The evidence shows that the car driven by Blackburn skidded for about 80 feet, beginning slightly to the east or right of the center line dividing the two traffic lanes. This indicates that he applied his brakes about that distance from the point of impact and pulled his car to the left in a diagonal direction until he got to the curb of the neutral ground a few feet south of the end of the neutral ground where the collision occurred. In other words, for some 80 or 100 feet the truck pulled to its left directly in front of traffic coming on the left traffic lane and the driver gave no signal whatever of his intention to turn left before he reached the intersection and began to turn.

The speed of Blackburn was not excessive under the circumstances. He was driving on a wide, double-lane boulevard and in a locality where there were very few residences.
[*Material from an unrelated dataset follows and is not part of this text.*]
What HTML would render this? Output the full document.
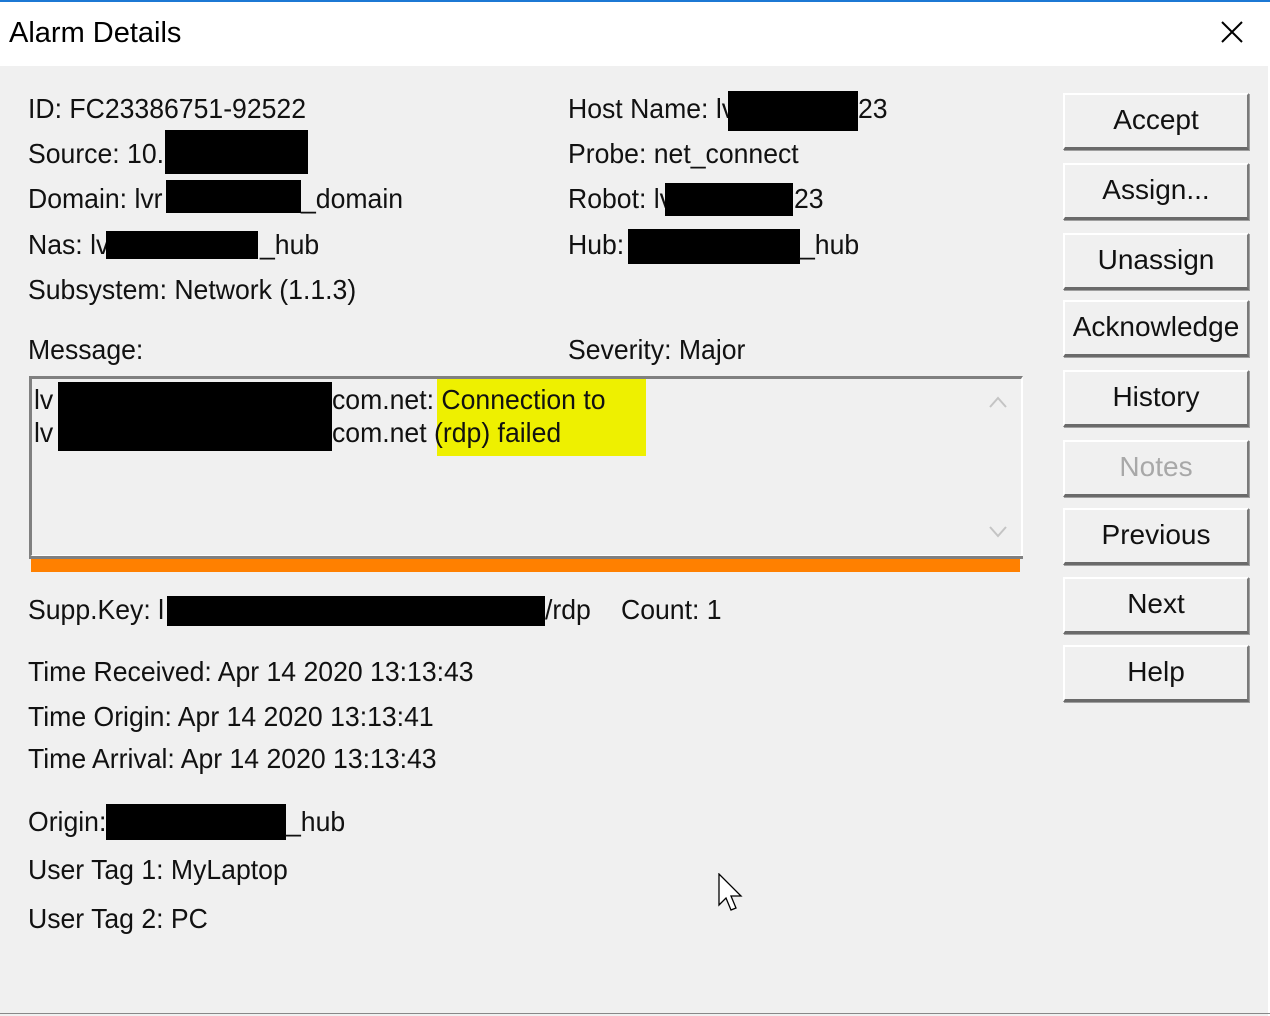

He had a right to assume that the driver of the truck would not turn to his left and attempt to enter an intersecting street leading west without giving a proper signal of his intention to turn, and without observing traffic approaching from the rear. The violation of the rules of the road by the truck driver in the respects mentioned was the proximate cause of the accident, and the trial *582 court correctly held the defendants liable for the damages to plaintiff's car.

For the reasons assigned, the judgment appealed from is hereby affirmed at the cost of appellants in both courts.